Tonal character: No rasp, no distortion, no artificial roughness. Where Batman voice impressions lean hard on vocal fry and harmonic grit, Rogers is clean and warm. The chest resonance is full, but the delivery is controlled — he sounds like someone who has learned not to waste words or breath.
Pace and rhythm: This is the secret weapon of the Rogers impression. The character speaks measurably slower than most MCU dialogue, with deliberate weight on key words. “I could do this all day” works because every word lands separately. Speeding it up turns it into generic hero dialogue; the pacing is the character.
Emotional register: Sincere and direct. Rogers does not do irony well — that is the running joke — so the voice has no sarcastic edge, no vocal wink. Every sentence sounds like he means it completely. This earnestness is the hardest thing to fake with pitch-shifting alone.

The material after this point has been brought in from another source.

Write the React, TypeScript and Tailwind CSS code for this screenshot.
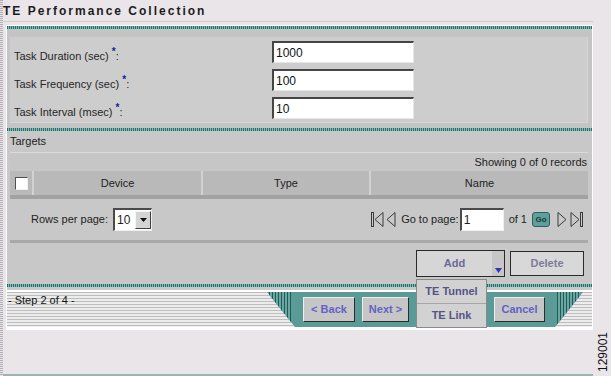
import React from "react";

const tealLine =
  "h-[3px] bg-[repeating-linear-gradient(90deg,#22706a_0px,#22706a_1px,#86bcb7_1px,#86bcb7_2px)]";
const hStripes =
  "bg-[repeating-linear-gradient(180deg,#bdbdbd_0px,#bdbdbd_1px,#ececec_1px,#ececec_3px)]";
const vStripes =
  "bg-[repeating-linear-gradient(90deg,#1f5b57_0px,#1f5b57_1px,#6aa6a2_1px,#6aa6a2_3px)]";

function FormRow({ label, value }: { label: string; value: string }) {
  return (
    <div className="flex h-[22px] items-center">
      <div className="w-[258px] pt-[4px] text-[11px] text-[#262626]">
        {label} <span className="align-super text-[10px] font-bold text-[#1a1aa0]">*</span>:
      </div>
      <div className="flex h-[22px] w-[142px] items-center border-t-2 border-l-2 border-b border-r border-t-[#454545] border-l-[#454545] border-b-[#e6e6e6] border-r-[#e6e6e6] bg-white pl-[2px] text-[12px] text-[#111]">
        {value}
      </div>
    </div>
  );
}

function NavIcon({ dir, bar }: { dir: "left" | "right"; bar?: boolean }) {
  const w = bar ? 13 : 10;
  return (
    <svg width={w} height="15" viewBox={`0 0 ${w} 15`}>
      {dir === "left" ? (
        <>
          {bar && <rect x="0.5" y="0.5" width="2" height="14" fill="none" stroke="#3a3a3a" />}
          <path d={`M${w - 1} 0.5 L${bar ? 4 : 1} 7.5 L${w - 1} 14.5 Z`} fill="none" stroke="#3a3a3a" />
        </>
      ) : (
        <>
          <path d={`M1 0.5 L${bar ? 9 : w - 1} 7.5 L1 14.5 Z`} fill="none" stroke="#3a3a3a" />
          {bar && <rect x="10.5" y="0.5" width="2" height="14" fill="none" stroke="#3a3a3a" />}
        </>
      )}
    </svg>
  );
}

function WizButton({ label, w }: { label: string; w: string }) {
  return (
    <div
      className={`${w} flex h-[25px] items-center justify-center border border-t-[#eeeeee] border-l-[#eeeeee] border-b-[#2c2c2c] border-r-[#2c2c2c] bg-[#c6c6c6] text-[11px] font-bold text-[#6262c6]`}
    >
      {label}
    </div>
  );
}

export default function App() {
  return (
    <div className="flex h-[376px] w-[611px] overflow-hidden bg-[#e9e5e9] font-['Liberation_Sans',Arial,sans-serif] text-[11px] text-[#1e1e1e]">
      {/* dotted page edge */}
      <div className="w-[3px] bg-[repeating-linear-gradient(180deg,#b4acb4_0px,#b4acb4_1px,#e9e5e9_1px,#e9e5e9_2px)]" />

      <div className="flex w-[590px] flex-col">
        {/* Title */}
        <div className="h-[21px] pt-[4px] text-[12px] font-bold leading-[14px] tracking-[2px] text-[#1c1c1c]">
          TE Performance Collection
        </div>
        <div className="h-px w-full bg-[#d8c9c4]" />

        {/* Panel */}
        <div className="mt-[3px] ml-[3px] w-[587px] bg-white px-px pt-px pb-[3px]">
          <div className={tealLine} />

          {/* Form */}
          <div className="h-[99px] bg-[#c4c4c4] pt-[8px]">
            <div className="ml-[3px] flex h-[86px] w-[578px] flex-col gap-[6px] border-r border-b border-r-[#d6d6d6] border-b-[#d6d6d6] bg-[#cdcdcd] pt-[4px] pl-[4px]">
              <FormRow label="Task Duration (sec)" value="1000" />
              <FormRow label="Task Frequency (sec)" value="100" />
              <FormRow label="Task Interval (msec)" value="10" />
            </div>
          </div>

          <div className={tealLine} />

          {/* Targets */}
          <div className="flex h-[153px] flex-col bg-[#c8c8c8] pr-[4px] pl-[3px]">
            <div className="flex h-[21px] items-center text-[11px] text-[#222]">Targets</div>
            <div className="h-px bg-[#dcdcdc]" />
            <div className="flex h-[18px] items-center justify-end bg-[#c6c6c6] pr-px text-[11px] text-[#222]">
              Showing 0 of 0 records
            </div>

            {/* table header */}
            <div className="flex h-[24px] bg-[#b9b9b9] text-[11px] text-[#1e1e1e]">
              <div className="flex w-[24px] items-center justify-center border-r-2 border-[#d2d2d2]">
                <div className="h-[13px] w-[13px] border border-t-[#505050] border-l-[#505050] border-b-[#f0f0f0] border-r-[#f0f0f0] bg-white" />
              </div>
              <div className="flex w-[169px] items-center justify-center border-r-2 border-[#d2d2d2]">Device</div>
              <div className="flex w-[168px] items-center justify-center border-r-2 border-[#d2d2d2]">Type</div>
              <div className="flex flex-1 items-center justify-center">Name</div>
            </div>
            <div className="h-[4px] bg-[#a2a2a2]" />

            {/* pagination */}
            <div className="flex h-[41px] items-center justify-between pr-[5px] pl-[21px]">
              <div className="flex items-center gap-[5px]">
                <span>Rows per page:</span>
                <div className="flex h-[23px] w-[39px] items-center border-t-2 border-l-2 border-b border-r border-t-[#4a4a4a] border-l-[#4a4a4a] border-b-[#f0f0f0] border-r-[#f0f0f0] bg-white">
                  <span className="flex-1 pl-[2px] text-[12px]">10</span>
                  <div className="flex h-[18px] w-[16px] items-center justify-center border border-t-[#f4f4f4] border-l-[#f4f4f4] border-b-[#404040] border-r-[#404040] bg-[#d4d4d4]">
                    <svg width="7" height="4" viewBox="0 0 7 4">
                      <path d="M0 0 H7 L3.5 4 Z" fill="#111" />
                    </svg>
                  </div>
                </div>
              </div>
              <div className="flex items-center">
                <NavIcon dir="left" bar />
                <span className="ml-[2px]"><NavIcon dir="left" /></span>
                <span className="ml-[5px]">Go to page:</span>
                <div className="ml-px flex h-[23px] w-[44px] items-center border-t-2 border-l-2 border-b border-r border-t-[#4a4a4a] border-l-[#4a4a4a] border-b-[#f0f0f0] border-r-[#f0f0f0] bg-white pl-[2px] text-[12px]">
                  1
                </div>
                <span className="ml-[5px]">of 1</span>
                <div className="ml-[5px] flex h-[15px] w-[18px] items-center justify-center rounded-[3px] border border-[#2f5f5c] bg-[#5f9f9b] text-[8px] font-bold text-[#173a38]">
                  Go
                </div>
                <span className="ml-[7px]"><NavIcon dir="right" /></span>
                <span className="ml-[3px]"><NavIcon dir="right" bar /></span>
              </div>
            </div>
            <div className="h-[3px] bg-[#a8a8a8]" />

            {/* Add / Delete */}
            <div className="flex h-[38px] items-start justify-end gap-[5px] pt-[7px] pr-[4px]">
              <div className="relative">
                <div className="flex h-[27px] w-[89px] border border-[#2a2a2a] bg-[#d6d6d6]">
                  <div className="flex flex-1 items-center justify-center text-[11px] font-bold text-[#6a6a9e]">Add</div>
                  <div className="flex w-[12px] items-end justify-center bg-[#c6c6c6] pb-[3px]">
                    <svg width="7" height="5" viewBox="0 0 7 5">
                      <path d="M0 0 H7 L3.5 5 Z" fill="#3434c4" />
                    </svg>
                  </div>
                </div>
                {/* dropdown menu */}
                <div className="absolute top-[29px] left-0 z-10 flex w-[71px] flex-col border border-[#8a8a8a] bg-[#d2d2d2] text-[11px] font-bold text-[#545488]">
                  <div className="flex h-[24px] items-center justify-center border-b border-[#a6a6a6]">TE Tunnel</div>
                  <div className="flex h-[23px] items-center justify-center">TE Link</div>
                </div>
              </div>
              <div className="mt-px flex h-[25px] w-[74px] items-center justify-center border border-[#2a2a2a] bg-[#d8d8d8] text-[11px] font-bold text-[#7c7c98]">
                Delete
              </div>
            </div>
          </div>

          <div className={tealLine} />
          <div className="h-[3px] bg-[#c8c8c8]" />
          <div className="h-[2px] bg-white" />

          {/* Wizard footer */}
          <div className={`flex h-[35px] ${hStripes}`}>
            <div className="w-[260px] pt-[2px] pl-px text-[11px] leading-[13px] text-[#111]">- Step 2 of 4 -</div>
            <div className="flex w-[316px] items-center bg-[#5b9b97] [clip-path:polygon(0_0,100%_0,calc(100%-28px)_100%,28px_100%)]">
              <div className={`ml-[2px] h-full w-[22px] ${vStripes}`} />
              <div className="ml-[12px]">
                <WizButton label="< Back" w="w-[52px]" />
              </div>
              <div className="ml-[7px]">
                <WizButton label="Next >" w="w-[47px]" />
              </div>
              <div className="ml-[85px]">
                <WizButton label="Cancel" w="w-[51px]" />
              </div>
              <div className={`ml-[12px] h-full w-[23px] ${vStripes}`} />
            </div>
            <div className="flex-1" />
          </div>
        </div>

        <div className="flex-1" />
        <div className="h-[2px] bg-[#9db3ae]" />
      </div>

      <div className="flex w-[18px] flex-col justify-end pb-[4px] pl-[4px]">
        <div className="rotate-180 text-[12px] leading-[12px] text-[#111] [writing-mode:vertical-rl]">129001</div>
      </div>
    </div>
  );
}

The Acoustic Anatomy of Chris Evans as Steve Rogers
Chris Evans is from Sudbury, Massachusetts, giving him a New England regional accent. For the Rogers character — a Brooklyn kid from the 1930s-1940s — he adopted a subtle working-class Brooklyn coloring while keeping the voice broadly understandable to American audiences. In practice, this means Evans performs Rogers with:
- A slightly lowered natural pitch relative to his off-screen voice
- Reduced vowel brightness (less “bright” front vowels, more relaxed jaw position)
- Clean articulation without over-precision — he does not clip consonants like an announcer
- Full breath support before important lines (you can hear the preparatory breath in Endgame’s final scenes)
- Minimal vocal fry at phrase endings — most sentences end cleanly, not with creak
The combination produces what voice coaches call a “grounded” sound — weight without aggression, authority without dominance. The comparison that helps most people: Rogers sounds like an experienced teacher or leader who does not need to raise his voice to get attention.
The Brooklyn Accent Layer: Period-Correct vs. MCU-Lite
Steve Rogers, in-universe, grew up in Brooklyn during the 1920s-1940s. The period-accurate Brooklyn accent of that era was distinctly different from modern New York speech:
| Feature | Period Brooklyn (1930s-40s) | MCU Rogers (Evans’ version) |
|---|---|---|
| Rhoticity | Semi-non-rhotic (“cah” for “car” in some contexts) | Mostly rhotic, trace non-rhotic |
| Vowel in “talk”, “all” | Raised and backed (THOUGHT vowel prominent) | Slightly colored, mostly neutral |
| ”th” sounds | Strong, not dropped | Clear, properly articulated |
| Pacing | Working-class direct, not formal | Same — deliberate and even |
| Pitch | Neutral, practical | Slightly lowered for heroic weight |
Evans does not perform a full period Brooklyn accent in the MCU — that would require a dialect coach and would read as caricature to modern audiences. Instead, he uses the pacing and directness of a working-class New Yorker while keeping the phonemes broadly neutral. For your impression, the same approach works: focus on the rhythm and delivery style rather than chasing specific vowel sounds. The pacing and sincerity carry more of Rogers’ identity than accent phonemes do.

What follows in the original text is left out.